I did this for several years but as costs have risen you have to be careful..pots, soil, fertilizer even without considering seeds cost quite a bit. If you skimp on seed quality your customers won't come back and word spreads fast. I found I could make much more money by starting perennials late summer/early fall and overwintering them in a cold frame.
They don't need the heat greenhouse crops require and sell for 3x as much.

PQ


----------



## clovis (May 13, 2002)

PonderosaQ said:


> I did this for several years but as costs have risen you have to be careful..pots, soil, fertilizer even without considering seeds cost quite a bit. If you skimp on seed quality your customers won't come back and word spreads fast. I found I could make much more money by starting perennials late summer/early fall and overwintering them in a cold frame.
> They don't need the heat greenhouse crops require and sell for 3x as much.
> 
> PQ


Could you share a little more about what you grow...and planting times?


----------



## PonderosaQ (Jan 12, 2004)

Been a while since I did this and I am not home to look at records so I'll give you some kind of idea from memory. I only grew common, simple perennials, assorted daises, both yellow and white types, echinaecea in pink and yellow, galardia, salvia, Oct daisy (not really a daisy), chrysanthemums from seed and by division and anything else I could divide from the garden. I would start them mid to late summer in the greenhouse. By the time it really got cold I would pot them up into either the pots they would be sold in or in groups in a large pots. That would stop them freezing as soon. I put them in cold frames with leaves packed all the pot. You could use styrofoam or something else to help insulate them. In the spring they take off really fast and you prune, pinch out etc on anything that looks too wild. Hard to make your own plants look like the ones they have used growth regulators on and some folks don't appreciate that. This method gave me more $ per pot and left the small greenhouse available for use for annuals. I have found it all but impossible to rush heat loving veggies in the greenhouse for sale. They just don't progress well with cooler night temps. Might be really healthy but again people want want they see in the stores, big if unhealthy starts.Only annuals you can really make money on are bigger ones in individual pots. 6 packs of things are barely worth the work top a small operation. You just can't buy heat, pots, fertilizer etc cheaply enough not to mention your time. I did used to make up planters for Mother's Day. I used the edge pieces off trees (bark almost) from when they are made into lumber. I apologize for that awful wording, can't think well before 5 am.It was far cheaper to use that than a pot and people liked the rustic look. I also used to sell special little plants "to kids only" as a Mother's Day gift for mom. It was a gimmic that worked over the years as dad's would come back for their plants each year kids in tow. If you'd like to know more, variety of plants I used etc I can post more when I get back from my vacation.

PQ


----------



## clovis (May 13, 2002)

PQ-

That is interesting, and some great ideas!!!!!


----------



## mommagoose_99 (Jan 25, 2005)

Unfortunately, in New York State you need a license to grow and sell bedding plants. I am trying to figure out the laws here because I am planning to grow and sell heirloom varieties at the farmer's market in 2010. I am putting up a high tunnel for raspberries and plan on dividing a 20x30 section for the bedding plants. I will enclose this smaller area and just heat the smaller space. We have freezing temperatures up to June in my zone 5.
Linda


----------



## mistletoad (Apr 17, 2003)

We would need a license here too - costs about $100 a year for smaller nurseries. The fee includes the inspection fee, although the paperwork says it is only required for out of state movement of plants. We do not sell transplants so have never followed up on that, but it might be worth asking about that to see if the fee is lower where you are for in-state sales only.


----------



## clovis (May 13, 2002)

You are supposed to have licenses in Indiana too. I understand that there are two types of licenses, one for annuals and another for perennials.

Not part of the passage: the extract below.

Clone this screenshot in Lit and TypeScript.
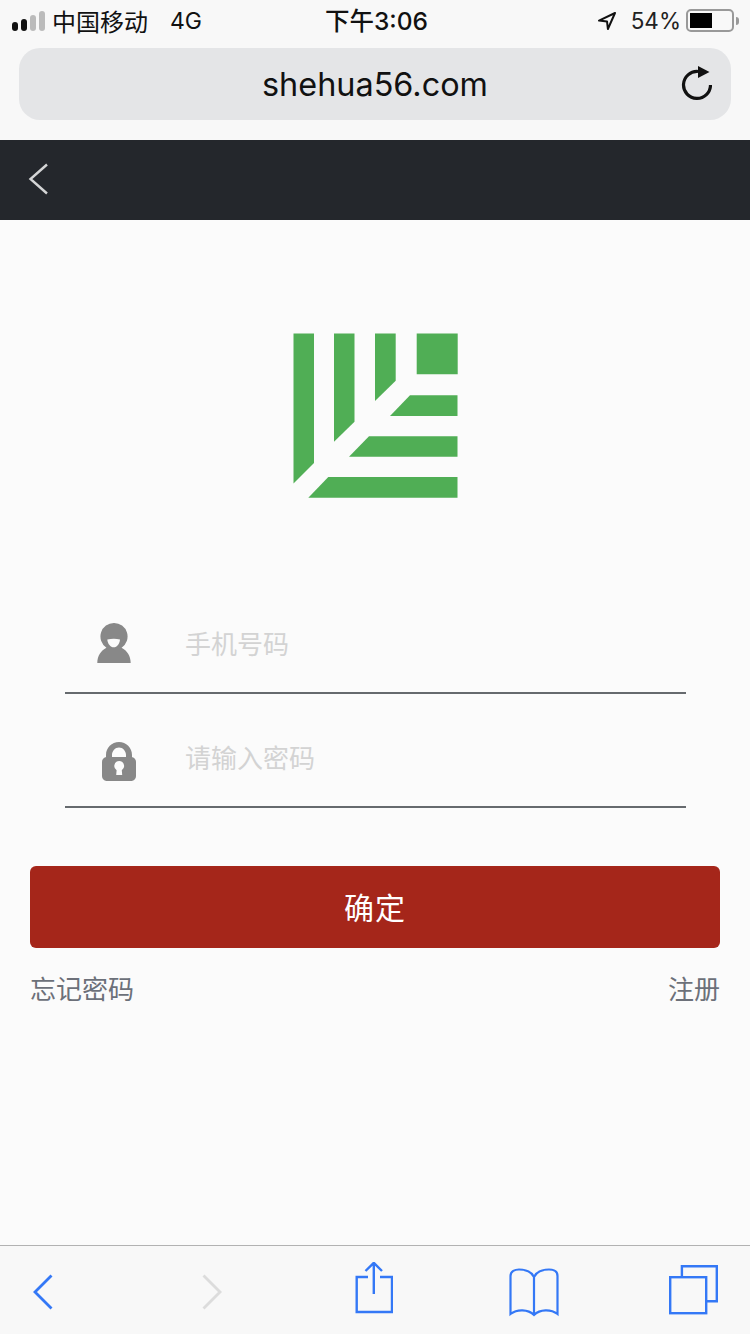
import { css, html, LitElement } from "lit";
import { customElement } from "lit/decorators.js";

@customElement("app-root")
export class AppRoot extends LitElement {
    protected override render() {
        return html`
            <header class="browser">
                <div class="status">
                    <div class="status-left">
                        <span class="signal"><i class="on"></i><i class="on"></i><i></i><i></i></span>
                        <span class="carrier">中国移动</span>
                        <span class="network">4G</span>
                    </div>
                    <div class="time">下午3:06</div>
                    <div class="status-right">
                        <svg class="loc" width="20" height="20" viewBox="0 0 20 20">
                            <path d="M18 2 2 9.600l8 .8.9 7.600z" fill="none" stroke="#111" stroke-width="2" stroke-linejoin="round"/>
                        </svg>
                        <span class="pct">54%</span>
                        <span class="battery"><span class="level"></span></span>
                        <span class="nub"></span>
                    </div>
                </div>
                <div class="url">
                    <span class="domain">shehua56.com</span>
                    <svg class="reload" width="32" height="38" viewBox="0 0 32 38">
                        <path d="M18 7.500A13.500 13.500 0 1 0 30.500 21" fill="none" stroke="#111" stroke-width="3.200"/>
                        <path d="M18 2 29.500 8 18 14z" fill="#111"/>
                    </svg>
                </div>
            </header>
            <nav class="topbar">
                <svg width="22" height="32" viewBox="0 0 22 32">
                    <path d="M19 1.500 2.500 16 19 30.500" fill="none" stroke="#d4d5d6" stroke-width="2.400"/>
                </svg>
            </nav>
            <main>
                <svg class="logo" width="166" height="166" viewBox="0 0 166 166" fill="#50ae55">
                    <path d="M.5.500H21V130L.5 150.500z"/>
                    <path d="M41 .5H61.500V88.700L41 108.700z"/>
                    <path d="M82 .5H102.700V47.700L82 68z"/>
                    <path d="M123.700.5H164.700V41.300H123.700z"/>
                    <path d="M117 62.300H164.500V83H97z"/>
                    <path d="M76 103.300H164.500V123.700H56z"/>
                    <path d="M35.300 144H164.500V164.700H15.300z"/>
                </svg>
                <div class="fields">
                    <label class="field">
                        <svg class="icon user" width="34" height="40" viewBox="0 0 34 40" fill="#888">
                            <path d="M17 0a13.500 13.500 0 0 1 7.600 24.700C30 27.500 33.700 33 33.700 40H.3c0-7 3.700-12.500 9.100-15.300A13.500 13.500 0 0 1 17 0z"/>
                            <path d="M10.300 16.500Q17 14.800 23 16.500C22.600 21 20 24.300 16.700 24.300S10.700 21 10.300 16.500z" fill="#fbfbfb"/>
                        </svg>
                        <span class="placeholder">手机号码</span>
                    </label>
                    <label class="field">
                        <svg class="icon lock" width="34" height="39" viewBox="0 0 34 39" fill="#888">
                            <path fill-rule="evenodd" d="M17 0c7.200 0 13 5.800 13 13v3h-6v-3c0-3.900-3.100-7.500-7-7.500S10 9.100 10 13v3H4v-3C4 5.800 9.800 0 17 0z"/>
                            <path d="M5 15h24c2.800 0 5 2.200 5 5v14c0 2.800-2.200 5-5 5H5c-2.800 0-5-2.200-5-5V20c0-2.800 2.200-5 5-5z"/>
                            <path d="M17.200 19a5 5 0 0 1 2.600 9.200l.4 4.800h-6l.4-4.800A5 5 0 0 1 17.200 19z" fill="#fbfbfb"/>
                        </svg>
                        <span class="placeholder">请输入密码</span>
                    </label>
                </div>
                <button class="submit">确定</button>
                <div class="links">
                    <span>忘记密码</span>
                    <span>注册</span>
                </div>
            </main>
            <footer class="toolbar">
                <svg class="t-back" width="22" height="36" viewBox="0 0 22 36">
                    <path d="M19.500 1.500 3 18l16.500 16.500" fill="none" stroke="#3478f6" stroke-width="2.800"/>
                </svg>
                <svg class="t-forward" width="22" height="36" viewBox="0 0 22 36">
                    <path d="M2.500 1.500 19 18 2.500 34.500" fill="none" stroke="#dcdcdc" stroke-width="2.800"/>
                </svg>
                <svg class="t-share" width="38" height="52" viewBox="0 0 38 52" fill="none" stroke="#3478f6" stroke-width="2.400">
                    <path d="M13 15H1.700V50H37V15H25"/>
                    <path d="M18.800 32V1M10.500 9 18.800.8 27 9"/>
                </svg>
                <svg class="t-book" width="50" height="50" viewBox="0 0 50 50" fill="none" stroke="#3478f6" stroke-width="2.200">
                    <path d="M25 10C22 4 16 2.500 10 2.500 6 2.500 1.500 4 1.500 9V47C8 42 19 42 25 48 31 42 42 42 48.500 47V9C48.500 4 44 2.500 40 2.500 34 2.500 28 4 25 10V48"/>
                </svg>
                <svg class="t-tabs" width="50" height="50" viewBox="0 0 50 50" fill="none" stroke="#3478f6" stroke-width="2.400">
                    <rect x="1.200" y="12.200" width="36" height="36"/>
                    <path d="M12.900 11V1.200H47.800V36.200H38"/>
                </svg>
            </footer>
        `;
    }

    static styles = css`
        :host {
            display: flex;
            flex-direction: column;
            width: 750px;
            min-height: 1334px;
            background: #fbfbfb;
            font-family: "Noto Sans CJK SC", sans-serif;
            color: #111;
        }

        svg {
            display: block;
            flex: none;
        }

        .browser {
            height: 140px;
            background: #f8f8f8;
            box-sizing: border-box;
        }

        .status {
            height: 48px;
            padding: 0 11px 7px 12px;
            box-sizing: border-box;
            display: grid;
            grid-template-columns: 1fr auto 1fr;
            align-items: center;
        }

        .status-left {
            display: flex;
            align-items: center;
        }

        .signal {
            display: flex;
            align-items: flex-end;
            gap: 3px;
            margin-right: 7px;
        }

        .signal i {
            width: 6px;
            border-radius: 3px;
            background: #bbb;
            height: 20px;
        }

        .signal i:nth-child(1) { height: 9px; }
        .signal i:nth-child(2) { height: 12px; }
        .signal i:nth-child(3) { height: 16px; }
        .signal i.on { background: #111; }

        .carrier {
            font-size: 24px;
            width: 118px;
        }

        .network {
            font-family: Inter, sans-serif;
            font-size: 23px;
            margin-top: 1px;
        }

        .time {
            font-family: Inter, "Noto Sans CJK SC", sans-serif;
            font-size: 24.500px;
            font-weight: 500;
            margin: 0 0 3px 2px;
        }

        .status-right {
            display: flex;
            align-items: center;
            justify-content: flex-end;
        }

        .loc {
            margin-right: 14px;
        }

        .pct {
            font-family: Inter, sans-serif;
            font-size: 22.500px;
            margin-right: 5px;
            color: #222;
        }

        .battery {
            width: 48px;
            height: 23px;
            box-sizing: border-box;
            border: 2px solid #999;
            border-radius: 5px;
            padding: 2px;
            display: flex;
        }

        .level {
            width: 22px;
            background: #000;
        }

        .nub {
            width: 3px;
            height: 8px;
            margin-left: 2px;
            background: #999;
            border-radius: 0 3px 3px 0;
        }

        .url {
            position: relative;
            height: 72px;
            margin: 0 19px;
            background: #e4e5e7;
            border-radius: 21px;
            display: flex;
            align-items: center;
            justify-content: center;
        }

        .domain {
            font-family: Inter, sans-serif;
            font-size: 32.400px;
            color: #111;
        }

        .reload {
            position: absolute;
            right: 19px;
            top: 16px;
        }

        .topbar {
            height: 80px;
            background: #24272c;
            padding: 0 0 0 28px;
            display: flex;
            align-items: center;
            box-sizing: border-box;
        }

        .topbar svg {
            margin-top: -2px;
        }

        main {
            flex: 1;
            display: flex;
            flex-direction: column;
            padding: 0 30px;
        }

        .logo {
            margin: 113px auto 0 263px;
        }

        .fields {
            margin: 81px 34px 0 35px;
        }

        .field {
            height: 114px;
            box-sizing: border-box;
            border-bottom: 2px solid #666a6e;
            display: flex;
            align-items: flex-end;
            padding: 0 0 24px 32px;
        }

        .user {
            margin: 0 54px 5px 0;
        }

        .lock {
            margin: 0 49px 1px 5px;
        }

        .placeholder {
            font-size: 26px;
            line-height: 36px;
            color: #d3d3d3;
            margin-bottom: 7px;
        }

        .submit {
            margin-top: 58px;
            height: 82px;
            width: 690px;
            border: none;
            border-radius: 6px;
            background: #a5261a;
            color: #fff;
            font-family: inherit;
            font-size: 30px;
            letter-spacing: 1px;
            padding: 0 0 2px;
        }

        .links {
            display: flex;
            justify-content: space-between;
            margin-top: 21px;
            font-size: 26px;
            line-height: 38px;
            color: #6c7079;
        }

        .toolbar {
            height: 89px;
            box-sizing: border-box;
            background: #f8f8f8;
            border-top: 1px solid #b2b2b2;
            display: flex;
            align-items: flex-start;
        }

        .t-back { margin: 28px 0 0 32px; }
        .t-forward { margin: 28px 0 0 147px; }
        .t-share { margin: 16px 0 0 132px; }
        .t-book { margin: 21px 0 0 116px; }
        .t-tabs { margin: 19px 0 0 110px; }
    `;
}

declare global {
    interface HTMLElementTagNameMap {
        "app-root": AppRoot;
    }
}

I would definately suggest these for anyone starting a big operation, or one that sells retail.


----------



## james dilley (Mar 21, 2004)

There is` A huge market for plants, And not just Veg. I know A guy here in the area, who wants to start raising plants to sell, I will say this thread has opened up A whole nother insight into the business of raising plants.


----------



## rileyjo (Feb 14, 2005)

Most shrubs root pretty easily as well. I root them and pot them up in the fall. They do well if you bury the pots in the garden and let them overwinter.
One gallon, second spring garden shrubs are a good seller and are not too big to move around easily.


----------



## MSMH (Sep 8, 2009)

Amazing how the State gets its hands on your money with its licensing requirements!


----------



## Runningtrails (Oct 12, 2009)

This is a really good idea! Most perennials easily root or grow by seed. I have the space to start producing them in rows one spring for sale the next year. Any ideas on where would one get enouigh pots cheap or free? I grow a lot of my own perennials from seed and cuttings. One shrub can produce a lot of small cuttings. 

I have done this with perennial hibiscus and will have about two dozen two year old plants this spring. I am hoping to sell them when they bloom next Aug. Bridal wreath spirea is one that roots easily.


----------



## rileyjo (Feb 14, 2005)

VanHoff and blokker in Ontario are a great source for buying roots and slips. You need to be an established business, tho in order to purchase product from them. They are strictly wholesale. I was in the garden centre here on the Island and was boggled at the prices they charge. They were asking $9 for one stella d'oro daylily in a 4 inch pot. I know that VH & B was selling that variety of daylily for 40 cents each a few years ago!
VH & B are also have pots. Some of the local gardening catalogues sell pots as well.

In Muskoka, there is a pick your own perennial farm. They have 8 acres and 2 weeny greenhouses for seed starting. The plants are laid out in rows and you go out with bags and a shovel and harvest your own. Most plants were $5 each and were a second or third year size. Whatever didnt sell just stayed in the ground until next year and they filled in the gaps with new plants. They were a retired couple and it was a great little setup. I spent way too much money there....

Where are you located Runningtrails?


----------



## ChristieAcres (Apr 11, 2009)

I stopped by a private small nursery and while there, found out where he got ALL of his pots. He puts an ad on Craigslist for people to drop off their unwanted plastic pots. I am considering a small CSA next year, depending on how things go. In addition to that, I already grow vegetable & herb starts.


----------



## Ken Scharabok (May 11, 2002)

I have friends in Collinswood, TN who do this. Primarily the wife. They have two greenhouses. She specializes in eight varieties of tomatoes, usually adding and dropping one line each year or so after she has tested it in her own garden. Pretty well a full-time job for her from New Years to the end of the planting season. Last I spoke with them she was up to 50,000 seedlings and thought that was her limit. (She also sells some potted herbs and houseplants, but that is a small sideline.)

She sells at only one farmers'/flea market one day a week, arriving before it officially opens and staying until she sells out or wants to leave. Her husband built for her a trailer tailored made for sellinig out of.

Her emphasis is on quality. If a flat/tray isn't up to her expectations the plants and potting soil go onto the compost pile and the flat/tray sanitized.

Folks know her as The Tomato Lady and over the years she has built up an intensively loyal customer base.

They also sell off of the homestead.

The rest of the year they do other crafts.


----------